The Journal Tribune (and York County Weekend) was a daily newspaper published in Biddeford, Maine, United States, circulated throughout the greater York County, Maine region.

In 2003, the Saturday morning edition of the Journal Tribune was renamed "York County Weekend."

In 2013, the Sunday edition of the Journal Tribune was launched. Nearly 25,000 editions were delivered every Sunday to residents throughout York County. The free Sunday edition ended with the Oct. 28, 2018 edition.

In 2017, the newspaper discontinued its Monday printed edition, instead publishing an online-only edition for that day.

Reade Brower, owner of MaineToday Media, acquired the Journal Tribune and the Times Record of Brunswick on April 1, 2018, from the Sample News Group, which then acquired Brower's newspapers in Rutland and Montpelier, Vermont.

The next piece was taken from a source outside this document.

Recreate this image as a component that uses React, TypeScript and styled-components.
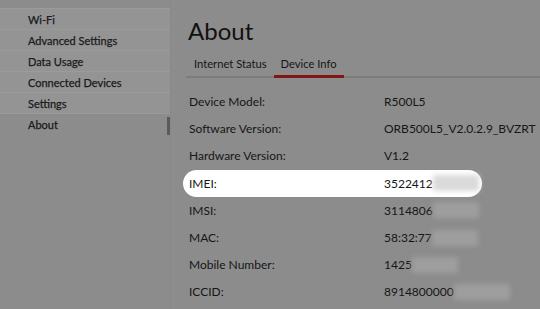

Starting with the Saturday, Nov. 3, 2018 edition, the Journal Tribune's "Weekender" edition was expanded. Columnists appearing in the free Sunday edition were moved to Saturdays. The newspaper also added a "Scoreboard Page" and "Outdoors Page" for Sports. The newspaper's "Food Page" was expanded to two pages and a new "Books Page" and "Life Page" were created. The "Religion Page" which typically has appeared in Friday's Journal Tribune also was moved to the "Weekender" edition.

With the elimination of the free Sunday edition, the newspaper also created an online-only edition for that day.

In 2019, the Journal Tribune was closed.

Regular Features

Opinion Page: Commentary from prominent local, state and national newsmakers

Police Logs: A roundup of arrests and summons issued by area police departments.

Life Page: A Saturday page devoted to the world around us and in-depth feature articles.

Books Page: A Saturday page devoted to all things books including reviews and Best Seller lists.

Readers Forum: Reader Letters

Outdoors Page: A Saturday page focusing on fishing, hunting and outdoor recreational activities in Maine.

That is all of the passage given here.